The leaders of the American Association of Critical-Care Nurses (AACN) and the American College of Chest Physicians (ACCP) have a long history of thoughtful dialogue about the important issues in critical care practice and have collaborated on key initiatives to enhance the practice knowledge of their members. Over the years, as their relationship has matured, the organizations have come to respect and value each other's perspective, benefited from the unique knowledge and worldview each brings to planning for the future, and used this perspective to grow in ways that would not have been possible without this collaborative relationship.
As past presidents of AACN and ACCP, in this article we describe how the AACN Standards for Establishing and Sustaining Healthy Work Environments (3) and the ACCP Patient-Focused Care project (4) demonstrate true collaboration and synergy of thought. Together, these complementary initiatives provide a road map for creating the kind of practice environment where interdisciplinary, patient-focused care, as called for by the IOM, can thrive.
Response to a Flawed Health System
AACN's decision to establish standards for healthy work environments grew from a strategic planning process in which the association identified the 3 most important issues facing its members and critical care nurses at large on which AACN's voice and action would have the greatest effect. A healthy work environment was one of those issues and was judged to be so influential that failure to address it would result in deleterious effects for every aspect of critical care practice. A task force and national review panel led by past AACN president Connie Barden developed the standards that were launched at a Washington, DC, press conference in January 2005. More than 30 000 copies of the standards were downloaded from the AACN Web site the first month after their release; the number downloaded now exceeds 120 000. These standards are guiding transformation of the care environment in many institutions across the United States.
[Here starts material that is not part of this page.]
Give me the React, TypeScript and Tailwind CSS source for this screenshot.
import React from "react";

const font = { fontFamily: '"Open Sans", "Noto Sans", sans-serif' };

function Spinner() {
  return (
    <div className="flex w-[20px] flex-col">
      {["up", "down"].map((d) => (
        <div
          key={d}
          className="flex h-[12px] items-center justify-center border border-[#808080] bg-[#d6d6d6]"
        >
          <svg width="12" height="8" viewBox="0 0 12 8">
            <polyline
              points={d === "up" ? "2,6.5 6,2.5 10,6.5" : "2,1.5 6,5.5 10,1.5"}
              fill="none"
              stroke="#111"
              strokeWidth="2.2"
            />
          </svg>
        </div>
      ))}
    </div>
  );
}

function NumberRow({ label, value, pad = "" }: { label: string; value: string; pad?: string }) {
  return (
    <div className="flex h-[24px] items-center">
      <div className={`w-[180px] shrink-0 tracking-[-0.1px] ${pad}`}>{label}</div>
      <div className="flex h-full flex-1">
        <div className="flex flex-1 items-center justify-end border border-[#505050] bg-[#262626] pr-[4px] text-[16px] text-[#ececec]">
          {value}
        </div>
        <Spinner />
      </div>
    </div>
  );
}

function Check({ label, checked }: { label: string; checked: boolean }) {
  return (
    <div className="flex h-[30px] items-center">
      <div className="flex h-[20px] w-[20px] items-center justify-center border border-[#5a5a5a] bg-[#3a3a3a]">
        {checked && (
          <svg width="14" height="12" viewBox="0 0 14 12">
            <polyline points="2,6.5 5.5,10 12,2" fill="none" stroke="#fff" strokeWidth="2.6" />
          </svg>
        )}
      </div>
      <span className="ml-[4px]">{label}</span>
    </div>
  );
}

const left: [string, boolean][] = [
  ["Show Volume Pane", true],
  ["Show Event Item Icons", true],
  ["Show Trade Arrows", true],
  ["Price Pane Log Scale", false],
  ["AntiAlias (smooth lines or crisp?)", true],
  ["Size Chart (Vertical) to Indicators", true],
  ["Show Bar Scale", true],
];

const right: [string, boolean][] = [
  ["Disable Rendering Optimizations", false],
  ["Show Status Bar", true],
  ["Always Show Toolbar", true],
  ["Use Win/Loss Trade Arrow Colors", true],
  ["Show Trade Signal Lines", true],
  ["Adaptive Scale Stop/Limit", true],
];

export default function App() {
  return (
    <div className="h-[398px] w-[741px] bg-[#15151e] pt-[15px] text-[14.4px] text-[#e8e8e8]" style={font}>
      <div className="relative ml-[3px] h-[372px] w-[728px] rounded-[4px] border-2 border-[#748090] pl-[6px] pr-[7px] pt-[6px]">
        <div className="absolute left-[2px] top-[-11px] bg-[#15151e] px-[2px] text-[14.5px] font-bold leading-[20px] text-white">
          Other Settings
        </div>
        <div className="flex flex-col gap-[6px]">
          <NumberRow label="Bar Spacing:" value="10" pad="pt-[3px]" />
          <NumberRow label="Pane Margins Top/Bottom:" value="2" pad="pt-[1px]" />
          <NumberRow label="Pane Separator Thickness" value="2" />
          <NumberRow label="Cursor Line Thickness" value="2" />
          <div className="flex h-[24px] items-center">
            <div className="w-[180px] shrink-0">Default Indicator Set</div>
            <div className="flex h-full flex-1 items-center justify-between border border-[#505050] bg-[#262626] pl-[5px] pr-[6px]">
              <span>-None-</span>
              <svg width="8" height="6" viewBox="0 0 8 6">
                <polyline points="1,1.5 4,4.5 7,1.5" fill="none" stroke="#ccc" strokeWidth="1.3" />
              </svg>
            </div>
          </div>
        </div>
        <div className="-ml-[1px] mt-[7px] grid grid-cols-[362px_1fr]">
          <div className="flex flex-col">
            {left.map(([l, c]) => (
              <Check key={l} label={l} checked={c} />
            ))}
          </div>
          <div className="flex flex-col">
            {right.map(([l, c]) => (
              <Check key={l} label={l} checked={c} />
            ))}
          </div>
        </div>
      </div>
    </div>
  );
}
The standards have been presented in several AACN publications. (3,5) The 6 standards--addressing skilled communication, true collaboration, effective decision making, appropriate staffing, meaningful recognition, and authentic leadership--were derived from a strong base of research evidence. Each standard is considered essential, and the standards are designed to be used together, not as stand-alone organizational goals. The standards are forceful statements describing the actions required to transform the health of the work environment (see Table).